- SET TASK: Check each line of the records below for the word "React" and copy those where it appears.

- DATA FOR THE TASK:
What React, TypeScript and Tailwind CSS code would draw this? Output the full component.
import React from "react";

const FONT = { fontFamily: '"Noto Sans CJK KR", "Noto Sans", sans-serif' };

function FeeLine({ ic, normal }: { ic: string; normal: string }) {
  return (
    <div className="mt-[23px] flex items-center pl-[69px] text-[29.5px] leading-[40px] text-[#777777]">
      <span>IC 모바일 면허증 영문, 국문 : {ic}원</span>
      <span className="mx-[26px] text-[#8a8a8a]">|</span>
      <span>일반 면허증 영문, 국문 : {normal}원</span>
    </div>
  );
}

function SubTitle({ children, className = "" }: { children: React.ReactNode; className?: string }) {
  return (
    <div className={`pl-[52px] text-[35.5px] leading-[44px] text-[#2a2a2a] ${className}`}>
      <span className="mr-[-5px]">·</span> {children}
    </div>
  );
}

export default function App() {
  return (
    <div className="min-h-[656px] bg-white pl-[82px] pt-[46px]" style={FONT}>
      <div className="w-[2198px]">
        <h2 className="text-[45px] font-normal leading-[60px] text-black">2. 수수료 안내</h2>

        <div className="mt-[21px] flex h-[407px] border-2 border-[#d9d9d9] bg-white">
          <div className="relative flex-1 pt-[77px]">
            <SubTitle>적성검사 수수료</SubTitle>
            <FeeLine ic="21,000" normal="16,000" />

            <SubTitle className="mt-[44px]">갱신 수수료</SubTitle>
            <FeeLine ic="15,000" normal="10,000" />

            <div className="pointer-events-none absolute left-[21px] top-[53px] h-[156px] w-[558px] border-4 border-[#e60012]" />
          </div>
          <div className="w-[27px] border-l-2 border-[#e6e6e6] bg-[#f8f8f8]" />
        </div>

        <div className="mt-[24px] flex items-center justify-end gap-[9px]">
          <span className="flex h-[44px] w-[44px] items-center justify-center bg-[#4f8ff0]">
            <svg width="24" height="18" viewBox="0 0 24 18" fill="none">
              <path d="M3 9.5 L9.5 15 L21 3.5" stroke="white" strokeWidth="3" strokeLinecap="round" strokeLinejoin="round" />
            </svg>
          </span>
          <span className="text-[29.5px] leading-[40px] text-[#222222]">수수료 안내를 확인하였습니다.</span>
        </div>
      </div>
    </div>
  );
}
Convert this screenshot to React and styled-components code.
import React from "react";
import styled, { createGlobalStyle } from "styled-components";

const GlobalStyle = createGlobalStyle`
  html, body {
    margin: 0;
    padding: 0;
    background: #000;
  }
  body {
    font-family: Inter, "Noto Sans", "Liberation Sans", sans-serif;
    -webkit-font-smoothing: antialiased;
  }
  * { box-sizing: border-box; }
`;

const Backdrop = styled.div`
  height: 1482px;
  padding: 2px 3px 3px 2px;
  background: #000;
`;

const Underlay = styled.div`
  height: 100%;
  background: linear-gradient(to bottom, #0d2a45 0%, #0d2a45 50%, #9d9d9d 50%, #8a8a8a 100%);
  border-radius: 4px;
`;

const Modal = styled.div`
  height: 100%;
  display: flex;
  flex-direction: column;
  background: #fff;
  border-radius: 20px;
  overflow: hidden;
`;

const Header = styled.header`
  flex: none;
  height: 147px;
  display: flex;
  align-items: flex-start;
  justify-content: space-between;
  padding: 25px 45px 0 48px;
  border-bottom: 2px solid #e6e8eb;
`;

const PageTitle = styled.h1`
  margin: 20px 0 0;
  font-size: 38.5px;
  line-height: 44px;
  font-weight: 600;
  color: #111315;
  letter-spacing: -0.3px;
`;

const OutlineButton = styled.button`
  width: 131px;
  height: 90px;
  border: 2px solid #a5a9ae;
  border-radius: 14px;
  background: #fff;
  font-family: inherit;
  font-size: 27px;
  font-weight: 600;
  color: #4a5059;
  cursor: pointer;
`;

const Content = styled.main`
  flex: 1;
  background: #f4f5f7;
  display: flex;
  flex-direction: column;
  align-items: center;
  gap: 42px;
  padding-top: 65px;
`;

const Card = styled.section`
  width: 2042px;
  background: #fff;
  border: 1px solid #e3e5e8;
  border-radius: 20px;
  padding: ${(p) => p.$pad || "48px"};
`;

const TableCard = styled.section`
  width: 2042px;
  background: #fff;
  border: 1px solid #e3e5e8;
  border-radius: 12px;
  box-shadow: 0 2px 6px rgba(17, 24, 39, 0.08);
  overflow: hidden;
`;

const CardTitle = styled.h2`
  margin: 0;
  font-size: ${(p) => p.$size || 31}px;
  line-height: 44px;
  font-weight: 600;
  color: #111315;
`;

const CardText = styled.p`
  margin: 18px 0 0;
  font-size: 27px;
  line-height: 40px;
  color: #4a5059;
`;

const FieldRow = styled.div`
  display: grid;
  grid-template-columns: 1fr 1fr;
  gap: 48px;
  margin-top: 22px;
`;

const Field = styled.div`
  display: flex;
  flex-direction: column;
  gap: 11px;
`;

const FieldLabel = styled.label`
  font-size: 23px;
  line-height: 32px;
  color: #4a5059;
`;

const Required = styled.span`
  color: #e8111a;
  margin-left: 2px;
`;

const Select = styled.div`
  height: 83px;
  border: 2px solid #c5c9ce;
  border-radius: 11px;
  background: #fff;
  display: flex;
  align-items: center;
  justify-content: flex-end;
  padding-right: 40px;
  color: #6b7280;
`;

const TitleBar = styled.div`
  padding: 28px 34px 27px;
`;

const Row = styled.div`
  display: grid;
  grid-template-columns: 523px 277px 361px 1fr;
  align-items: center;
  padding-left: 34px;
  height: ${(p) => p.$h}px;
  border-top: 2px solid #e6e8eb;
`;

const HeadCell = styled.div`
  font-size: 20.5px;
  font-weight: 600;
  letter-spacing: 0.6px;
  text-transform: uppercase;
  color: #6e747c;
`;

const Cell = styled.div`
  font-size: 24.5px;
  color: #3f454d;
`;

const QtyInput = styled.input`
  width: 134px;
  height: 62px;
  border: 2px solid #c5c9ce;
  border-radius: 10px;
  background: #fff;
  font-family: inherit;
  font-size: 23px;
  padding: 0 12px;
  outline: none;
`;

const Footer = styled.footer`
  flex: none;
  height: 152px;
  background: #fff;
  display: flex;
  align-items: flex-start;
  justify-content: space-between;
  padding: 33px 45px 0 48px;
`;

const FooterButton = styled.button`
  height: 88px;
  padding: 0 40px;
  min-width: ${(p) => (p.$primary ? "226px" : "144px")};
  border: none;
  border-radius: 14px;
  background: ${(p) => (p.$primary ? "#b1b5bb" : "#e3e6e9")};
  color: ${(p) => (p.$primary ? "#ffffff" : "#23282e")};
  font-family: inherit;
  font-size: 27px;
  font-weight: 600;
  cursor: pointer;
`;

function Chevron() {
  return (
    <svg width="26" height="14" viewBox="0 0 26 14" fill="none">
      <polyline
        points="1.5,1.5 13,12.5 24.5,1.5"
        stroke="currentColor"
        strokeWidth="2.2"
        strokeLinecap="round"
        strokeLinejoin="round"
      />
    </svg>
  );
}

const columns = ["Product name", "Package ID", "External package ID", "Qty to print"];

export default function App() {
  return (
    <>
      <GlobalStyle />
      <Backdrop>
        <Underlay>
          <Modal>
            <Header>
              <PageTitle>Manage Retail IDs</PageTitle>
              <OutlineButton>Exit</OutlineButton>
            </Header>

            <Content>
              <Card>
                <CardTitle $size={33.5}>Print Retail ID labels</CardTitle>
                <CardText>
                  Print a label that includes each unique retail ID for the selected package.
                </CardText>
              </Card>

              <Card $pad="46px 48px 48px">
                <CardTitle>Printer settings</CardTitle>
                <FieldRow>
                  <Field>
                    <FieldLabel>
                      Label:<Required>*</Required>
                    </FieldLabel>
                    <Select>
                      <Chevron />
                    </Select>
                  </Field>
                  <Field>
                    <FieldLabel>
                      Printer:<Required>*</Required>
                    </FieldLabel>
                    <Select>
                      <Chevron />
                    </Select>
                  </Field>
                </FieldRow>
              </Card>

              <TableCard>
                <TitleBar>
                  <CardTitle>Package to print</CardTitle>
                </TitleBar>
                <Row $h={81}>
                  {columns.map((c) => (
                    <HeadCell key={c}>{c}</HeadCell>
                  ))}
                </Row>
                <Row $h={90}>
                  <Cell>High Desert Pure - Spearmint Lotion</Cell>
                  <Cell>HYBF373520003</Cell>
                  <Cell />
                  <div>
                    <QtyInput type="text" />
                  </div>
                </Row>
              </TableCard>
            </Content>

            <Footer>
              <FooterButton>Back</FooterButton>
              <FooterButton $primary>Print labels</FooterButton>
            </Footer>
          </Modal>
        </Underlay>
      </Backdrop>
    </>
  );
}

- THE RESPONSE:
What React, TypeScript and Tailwind CSS code would draw this? Output the full component.
import React from "react";
function SubTitle({ children, className = "" }: { children: React.ReactNode; className?: string }) {
Convert this screenshot to React and styled-components code.
import React from "react";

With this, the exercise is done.